Is there a particular style that interests you and that you're drawn towards?


----------



## Instructor (May 9, 2022)

Welcome, loads of people start martial arts when they are older than you.  You may get some aches and pains but eventually your body will grow accustomed to training.


----------



## Yokozuna514 (May 9, 2022)

Welcome to the forum Arnold75.  No 47 isn't too old to start.  You may not be picked up by the UFC as an elite fighter but it is never too old to get on the floor and train.  What you choose to do with that time on the floor will be up to you and the place you select to spend  your time.  Regardless of the style you choose, make sure it brings you joy and meets your expectations on how you progress given the time you study, learn and practice.

Good luck


----------



## Buka (May 10, 2022)

Welcome to MartialTalk, Arnold75.

As a guy who takes twenty years to break in a sweatshirt, I'd say you're okay with the age thing.


----------



## Xue Sheng (May 10, 2022)

Arnold75 said:


> Hello everyone, first post so be gentle lol, I;m a 47 year old male that has always had an interest in martial arts.
> 
> I dabbled a bit when i was much younger but never stuck at it,  now the kids are older and I have a bit more time to myself I would like to have another go.
> 
> ...



Know a gentlemen that started Aikido in his late 50s, he is in his 70s now, a dan rank (black belt) and still going strong


----------



## Oily Dragon (May 10, 2022)

Brave dreams, that are kindled from ashes.

- Terry Reid.


----------



## ShortBridge (May 10, 2022)

No. You are not too old...unless of course, you believe that you are.


----------



## Arnold75 (May 11, 2022)

_Simon_ said:


> Ah welcome Arnold75, great to have you here!
> 
> Definitely not too late at all! Highly recommend checking out all the threads here on the forum, there's incredibly valuable information in them from answers to this exact question.
> 
> ...


Thanks for the reply bud, I actually went to a TKD class last week. i did some wing chun and kick boxing in my youth,

The only thing that worries me is my flexibility, I'm fit and strong as I have worked out all my life.

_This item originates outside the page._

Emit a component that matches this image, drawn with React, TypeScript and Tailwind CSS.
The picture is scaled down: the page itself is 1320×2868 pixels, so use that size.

There are a couple of older students at the class I went to who are black belts but they were not impressive at all.  

I know that sounds bad but that's just the truth, I don't want to be like them I want to reach a good standard, 

I'm prepared to put in the hard work and I have the discipline  but fear I'm way to tight i cannot even sit cross legged.

Just wanted to know if there really is point where its to late to reach a good standard, don't want to train hard for two years or so and still be unable to execute a head kick.

Cheers
Arnold


----------



## Arnold75 (May 11, 2022)

ShortBridge said:


> No. You are not too old...unless of course, you believe that you are.

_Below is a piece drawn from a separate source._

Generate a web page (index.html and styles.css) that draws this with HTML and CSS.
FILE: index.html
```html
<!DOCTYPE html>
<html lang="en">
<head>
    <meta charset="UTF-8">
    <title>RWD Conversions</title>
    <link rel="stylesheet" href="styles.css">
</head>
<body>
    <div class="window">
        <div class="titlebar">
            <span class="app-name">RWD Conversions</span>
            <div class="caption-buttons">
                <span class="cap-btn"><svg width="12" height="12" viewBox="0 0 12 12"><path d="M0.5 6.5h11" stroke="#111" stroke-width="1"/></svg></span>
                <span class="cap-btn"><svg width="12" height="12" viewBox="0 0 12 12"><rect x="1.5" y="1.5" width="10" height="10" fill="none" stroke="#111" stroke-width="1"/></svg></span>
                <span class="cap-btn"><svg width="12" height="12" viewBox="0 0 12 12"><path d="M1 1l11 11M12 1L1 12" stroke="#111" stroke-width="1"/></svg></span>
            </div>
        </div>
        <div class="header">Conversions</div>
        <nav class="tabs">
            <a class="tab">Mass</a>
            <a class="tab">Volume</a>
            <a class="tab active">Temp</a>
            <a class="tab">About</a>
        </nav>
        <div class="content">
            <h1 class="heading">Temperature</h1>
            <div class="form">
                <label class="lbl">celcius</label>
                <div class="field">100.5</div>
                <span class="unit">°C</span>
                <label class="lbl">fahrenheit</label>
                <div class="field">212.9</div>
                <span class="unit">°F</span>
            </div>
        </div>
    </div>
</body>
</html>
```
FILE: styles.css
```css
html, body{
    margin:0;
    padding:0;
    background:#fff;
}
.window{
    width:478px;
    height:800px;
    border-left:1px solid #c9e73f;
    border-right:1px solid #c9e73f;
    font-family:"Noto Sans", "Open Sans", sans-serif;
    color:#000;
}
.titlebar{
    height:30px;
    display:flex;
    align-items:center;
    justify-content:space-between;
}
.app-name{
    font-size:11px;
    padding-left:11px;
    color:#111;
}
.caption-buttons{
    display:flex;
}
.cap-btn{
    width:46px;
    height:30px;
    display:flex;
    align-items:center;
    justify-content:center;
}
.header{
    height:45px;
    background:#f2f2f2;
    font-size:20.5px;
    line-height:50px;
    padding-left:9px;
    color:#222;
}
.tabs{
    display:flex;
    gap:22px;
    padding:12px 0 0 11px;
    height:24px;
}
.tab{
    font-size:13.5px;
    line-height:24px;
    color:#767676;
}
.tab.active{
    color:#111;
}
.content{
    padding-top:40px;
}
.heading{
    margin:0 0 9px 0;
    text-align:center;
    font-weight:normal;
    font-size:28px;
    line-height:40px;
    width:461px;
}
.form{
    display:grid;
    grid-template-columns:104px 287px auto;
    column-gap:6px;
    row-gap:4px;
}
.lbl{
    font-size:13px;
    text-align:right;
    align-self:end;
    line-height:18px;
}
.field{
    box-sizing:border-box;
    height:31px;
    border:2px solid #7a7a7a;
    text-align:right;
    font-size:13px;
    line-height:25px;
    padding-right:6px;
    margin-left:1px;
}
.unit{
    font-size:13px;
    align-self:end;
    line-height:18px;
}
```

Haha I feel great Ive always kept in shape, just have really poor flexibility


----------



## _Simon_ (May 11, 2022)

Arnold75 said:


> Thanks for the reply bud, I actually went to a TKD class last week. i did some wing chun and kick boxing in my youth,
> 
> The only thing that worries me is my flexibility, I'm fit and strong as I have worked out all my life.
> 
> ...


Ah I see, that's fair enough. I don't think there's really a specific cutoff and it's very individual as to how flexibility goes. That's great you gave TKD a try. I would definitely just train in a place you love and see how it goes. You certainly don't need head high kicks to be an incredibly skilled martial artist.

Work on your flexibility and mobility outside of class too. If there are chronically tense areas getting deep massage and even working with a physio can help to strengthen joints at end ranges of motion (building strength at end ROM being key to long lasting and 'bulletproof' flexibility). People can make tremendous gains at all ages from I've personally seen. Have fun!


----------



## Flying Crane (May 11, 2022)

Arnold75 said:


> Hello everyone, first post so be gentle lol, I;m a 47 year old male that has always had an interest in martial arts.
> 
> I dabbled a bit when i was much younger but never stuck at it,  now the kids are older and I have a bit more time to myself I would like to have another go.
> 
> ...


47 is not too late to begin training in martial arts.  However, depending on your physical capabilities, general state of health and fitness, temperament, etc, there may be some styles or some specific schools that would not be a good match for you.  This is true regardless of when you begin, but can be more of an issue as we age. 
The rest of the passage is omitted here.